Republic of the Philippines vs. Sandiganbayan, Major General Josephus Q. Ramas and Elizabeth Dimaano. G.R. No. 104768. July 21, 2003. Immediately upon her assumption to office following the successful EDSA Revolution, then President Corazon C. Aquino issued Executive Order No. 1 (EO No. 1) creating the Presidential Commission on Good Government (PCGG). EO No. 1 primarily tasked the PCGG to recover all ill-gotten wealth of former President Ferdinand E. Marcos, his immediate family, relatives, subordinates and close associates. EO No. 1 vested the PCGG with the power (a) to conduct investigation as may be necessary in order to accomplish and carry out the purposes of this order and the power (h) to promulgate such rules and regulations as may be necessary to carry out the purpose of this order.
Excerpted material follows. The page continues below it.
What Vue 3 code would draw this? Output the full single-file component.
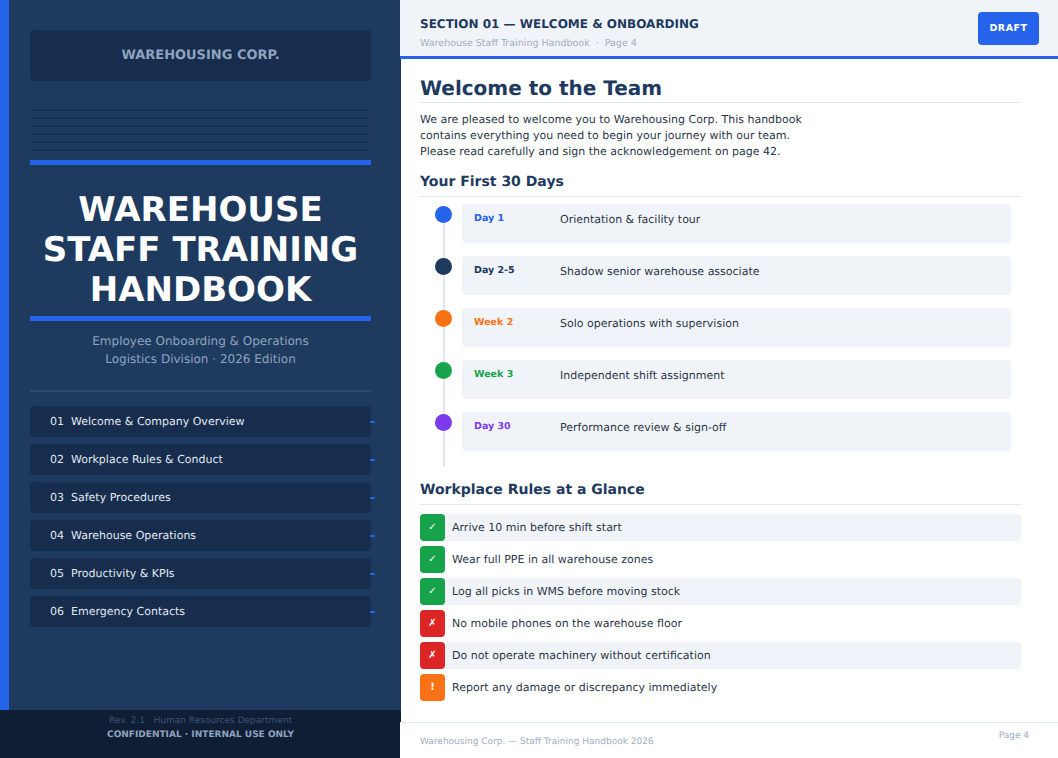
<script setup>
const lines = [1, 2, 3, 4, 5, 6]
const nav = [
  ['01', 'Welcome & Company Overview'],
  ['02', 'Workplace Rules & Conduct'],
  ['03', 'Safety Procedures'],
  ['04', 'Warehouse Operations'],
  ['05', 'Productivity & KPIs'],
  ['06', 'Emergency Contacts'],
]
const days = [
  { when: 'Day 1', what: 'Orientation & facility tour', tone: 'blue' },
  { when: 'Day 2-5', what: 'Shadow senior warehouse associate', tone: 'navy' },
  { when: 'Week 2', what: 'Solo operations with supervision', tone: 'orange' },
  { when: 'Week 3', what: 'Independent shift assignment', tone: 'green' },
  { when: 'Day 30', what: 'Performance review & sign-off', tone: 'purple' },
]
const rules = [
  { mark: '✓', text: 'Arrive 10 min before shift start', tone: 'green' },
  { mark: '✓', text: 'Wear full PPE in all warehouse zones', tone: 'green' },
  { mark: '✓', text: 'Log all picks in WMS before moving stock', tone: 'green' },
  { mark: '✗', text: 'No mobile phones on the warehouse floor', tone: 'red' },
  { mark: '✗', text: 'Do not operate machinery without certification', tone: 'red' },
  { mark: '!', text: 'Report any damage or discrepancy immediately', tone: 'orange' },
]
</script>

<template>
  <div class="page">
    <aside class="cover">
      <div class="cover-top">
        <div class="stripe"></div>
        <div class="cover-body">
          <div class="logo">WAREHOUSING CORP.</div>
          <div class="rack">
            <div v-for="l in lines" :key="l" class="rack-line"></div>
          </div>
          <div class="bar"></div>
          <h1 class="title">WAREHOUSE<br />STAFF TRAINING<br />HANDBOOK</h1>
          <div class="bar"></div>
          <p class="sub">Employee Onboarding &amp; Operations<br />Logistics Division · 2026 Edition</p>
          <div class="divider"></div>
          <nav class="nav">
            <div v-for="n in nav" :key="n[0]" class="nav-item">
              <span class="nav-num">{{ n[0] }}</span>
              <span>{{ n[1] }}</span>
              <i class="tick"></i>
            </div>
          </nav>
        </div>
      </div>
      <div class="cover-foot">
        <div class="rev">Rev. 2.1 · Human Resources Department</div>
        <div class="conf">CONFIDENTIAL · INTERNAL USE ONLY</div>
      </div>
    </aside>

    <main class="sheet">
      <header class="head">
        <div class="head-text">
          <div class="head-title">SECTION 01 — WELCOME &amp; ONBOARDING</div>
          <div class="head-sub">Warehouse Staff Training Handbook &nbsp;·&nbsp; Page 4</div>
        </div>
        <div class="draft">DRAFT</div>
      </header>

      <section class="content">
        <h2 class="h-main">Welcome to the Team</h2>
        <p class="intro">We are pleased to welcome you to Warehousing Corp. This handbook<br />contains everything you need to begin your journey with our team.<br />Please read carefully and sign the acknowledgement on page 42.</p>
        <h3 class="h-sec">Your First 30 Days</h3>
        <div class="timeline">
          <div class="rail"></div>
          <div v-for="d in days" :key="d.when" class="step">
            <div class="dot" :class="d.tone"></div>
            <div class="card">
              <span class="when" :class="d.tone">{{ d.when }}</span>
              <span class="what">{{ d.what }}</span>
            </div>
          </div>
        </div>
        <h3 class="h-sec rules-h">Workplace Rules at a Glance</h3>
        <div class="rules">
          <div v-for="(r, i) in rules" :key="r.text" class="rule" :class="{ odd: i % 2 === 0 }">
            <span class="mark" :class="r.tone">{{ r.mark }}</span>
            <span class="rule-text">{{ r.text }}</span>
          </div>
        </div>
      </section>

      <footer class="foot">
        <span class="foot-left">Warehousing Corp. — Staff Training Handbook 2026</span>
        <span class="foot-right">Page 4</span>
      </footer>
    </main>
  </div>
</template>

<style>
html, body { margin: 0; background: #fff; }
</style>

<style scoped>
.page {
  width: 1058px;
  height: 758px;
  display: flex;
  overflow: hidden;
  font-family: "DejaVu Sans", sans-serif;
  text-rendering: geometricPrecision;
  background: #fff;
}
.cover {
  width: 401px;
  flex: none;
  margin-right: -1px;
  display: flex;
  flex-direction: column;
  background: #1e3a5f;
}
.cover-top { flex: 1; display: flex; min-height: 0; }
.stripe { width: 9px; flex: none; background: #2563eb; }
.cover-body { flex: 1; min-width: 0; padding: 30px 30px 0 21px; }
.logo {
  height: 51px;
  border-radius: 4px;
  background: #162d4d;
  color: #8fa3bf;
  font-size: 13px;
  font-weight: 700;
  display: flex;
  align-items: center;
  justify-content: center;
}
.rack { margin-top: 29px; display: flex; flex-direction: column; gap: 7px; }
.rack-line { height: 1px; background: #162d4d; }
.bar { height: 5px; background: #2563eb; margin-top: 9px; }
.title {
  margin: 25px 0 0;
  color: #fff;
  font-size: 34px;
  line-height: 40px;
  font-weight: 700;
  text-align: center;
}
.title + .bar { margin-top: 6px; }
.sub {
  margin: 11px 0 0;
  color: #8fa3bf;
  font-size: 12px;
  line-height: 18px;
  text-align: center;
}
.divider { height: 2px; background: #2a4a70; margin-top: 22px; }
.nav { margin-top: 14px; display: flex; flex-direction: column; gap: 7px; }
.nav-item {
  position: relative;
  height: 31px;
  border-radius: 4px;
  background: #162d4d;
  color: #e2e8f0;
  font-size: 11px;
  padding-left: 20px;
  display: flex;
  align-items: center;
  box-sizing: border-box;
}
.nav-num { margin-right: 7px; }
.tick { position: absolute; right: -4px; top: 15px; width: 5px; height: 2px; background: #2563eb; }
.cover-foot {
  height: 48px;
  flex: none;
  background: #0f1e35;
  text-align: center;
  padding-top: 4px;
  box-sizing: border-box;
  font-size: 9px;
  line-height: 14px;
}
.rev { color: #3d5475; }
.conf { color: #8fa3bf; font-weight: 700; }

.sheet {
  flex: 1;
  min-width: 0;
  position: relative;
  display: flex;
  flex-direction: column;
}
.head {
  height: 59px;
  box-sizing: border-box;
  flex: none;
  background: #f0f4f8;
  border-bottom: 3px solid #2563eb;
  padding: 0 19px 0 20px;
  display: flex;
  align-items: center;
  justify-content: space-between;
}
.head-text { padding-top: 9px; }
.head-title { color: #1e3a5f; font-size: 12px; font-weight: 700; line-height: 18px; }
.head-sub { color: #a0aec0; font-size: 9.5px; line-height: 14px; margin-top: 4px; }
.draft {
  width: 61px;
  height: 33px;
  border-radius: 4px;
  background: #2563eb;
  color: #fff;
  font-size: 9.5px;
  font-weight: 700;
  letter-spacing: 0.5px;
  display: flex;
  align-items: center;
  justify-content: center;
}
.content { flex: 1; min-height: 0; padding: 17px 37px 0 20px; }
.h-main {
  margin: 0;
  color: #1e3a5f;
  font-size: 20px;
  line-height: 25px;
  padding-bottom: 1px;
  font-weight: 700;
  border-bottom: 1px solid #e2e8f0;
}
.intro { margin: 9px 0 0; color: #2d3748; font-size: 11px; line-height: 16px; }
.h-sec {
  margin: 12px 0 0;
  color: #1e3a5f;
  font-size: 14px;
  line-height: 20px;
  padding-bottom: 4px;
  font-weight: 700;
  border-bottom: 1px solid #e2e8f0;
}
.timeline { position: relative; padding-top: 7px; height: 270px; box-sizing: border-box; }
.rail { position: absolute; left: 23px; top: 18px; bottom: 0; width: 2px; background: #e2e8f0; }
.step { position: relative; display: flex; height: 52px; padding-left: 42px; box-sizing: border-box; }
.dot { position: absolute; left: 15px; top: 2px; width: 17px; height: 17px; border-radius: 50%; }
.dot.blue { background: #2563eb; }
.dot.navy { background: #1e3a5f; }
.dot.orange { background: #f97316; }
.dot.green { background: #16a34a; }
.dot.purple { background: #7c3aed; }
.card {
  width: 549px;
  height: 39px;
  background: #f0f4f8;
  border-radius: 4px;
  display: flex;
  align-items: flex-start;
  padding: 8px 0 0 12px;
  box-sizing: border-box;
  line-height: 14px;
}
.when { width: 86px; flex: none; font-size: 9.5px; font-weight: 700; }
.when.blue { color: #2563eb; }
.when.navy { color: #1e3a5f; }
.when.orange { color: #f97316; }
.when.green { color: #16a34a; }
.when.purple { color: #7c3aed; }
.what { color: #2d3748; font-size: 11px; padding-top: 1px; }
.rules-h { margin-top: 13px; }
.rules { margin-top: 9px; display: flex; flex-direction: column; gap: 5px; }
.rule { height: 27px; display: flex; align-items: center; border-radius: 4px; }
.rule.odd { background: #f0f4f8; }
.mark {
  width: 25px;
  height: 27px;
  flex: none;
  border-radius: 4px;
  color: #fff;
  font-size: 10px;
  font-weight: 700;
  display: flex;
  align-items: center;
  justify-content: center;
}
.mark.green { background: #16a34a; }
.mark.red { background: #dc2626; }
.mark.orange { background: #f97316; }
.rule-text { margin-left: 7px; color: #2d3748; font-size: 11px; }
.foot {
  height: 36px;
  flex: none;
  box-sizing: border-box;
  border-top: 1px solid #e2e8f0;
  background: #fff;
  padding: 0 29px 0 20px;
  display: flex;
  justify-content: space-between;
  color: #a0aec0;
  font-size: 9px;
}
.foot-left { margin-top: 14px; }
.foot-right { margin-top: 8px; }
</style>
Accordingly, the PCGG, through its then Chairman Jovito R. Salonga, created an AFP Anti-Graft Board (AFP Board) tasked to investigate reports of unexplained wealth and corrupt practices by AFP personnel, whether in the active service or retired.

Based on its mandate, the AFP Board investigated various reports of alleged unexplained wealth of respondent Major General Josephus Q. Ramas (Ramas). On 27 July 1987, the AFP Board issued a Resolution on its findings and recommendation on the reported unexplained wealth of Ramas.